Il assume, et c’est là un élément majeur d’intelligence politique et humaine, la situation d’un responsable qui, face à l’imprévu, accepte d’avouer « ne pas savoir » l’avenir. « Il faut, écrit-il conjurer l’incertitude en disant le doute, conjurer la défiance en disant l’incertitude ».  Ces mots d’humilité répondent avec finesse au constat selon lequel « le vrai et le faux ne sont pas les catégories universelles de l’entendement ».

Bien sûr, Aurélien Rousseau ne masque pas les critiques et les injures qu’une posture de prudence et de responsabilité a pu susciter ici ou là, notamment par des personnes  qui n’ont pas même cherché à accepter le complexité de la situation tandis même qu’elles en avaient l’aptitude intellectuelle… Une manière élégante de remettre à leur place bien des donneurs de leçons, qui, en boucle sur les plateaux de télévision, prétendaient détenir la vérité.

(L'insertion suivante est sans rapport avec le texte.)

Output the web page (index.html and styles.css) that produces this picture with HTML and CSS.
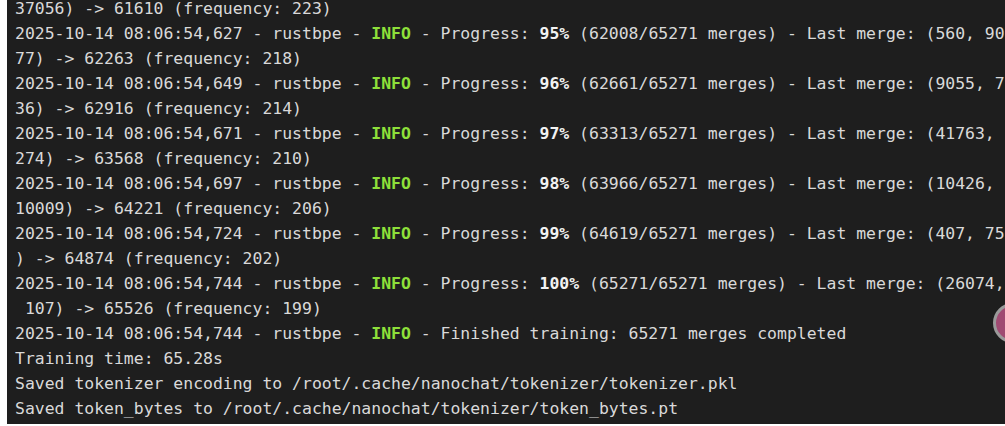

L’auteur, pour ne pas rester au simple stade de la mémoire, pour n’être pas seulement celui qui raconte, propose en fin d’ouvrage des pistes de travail pour l’avenir. Il est à souhaiter que les responsables publics à tous les niveaux de responsabilité, lisent ces pages utiles et sages, grâce auxquelles, malgré les blessures, il est toujours possible de rebondir.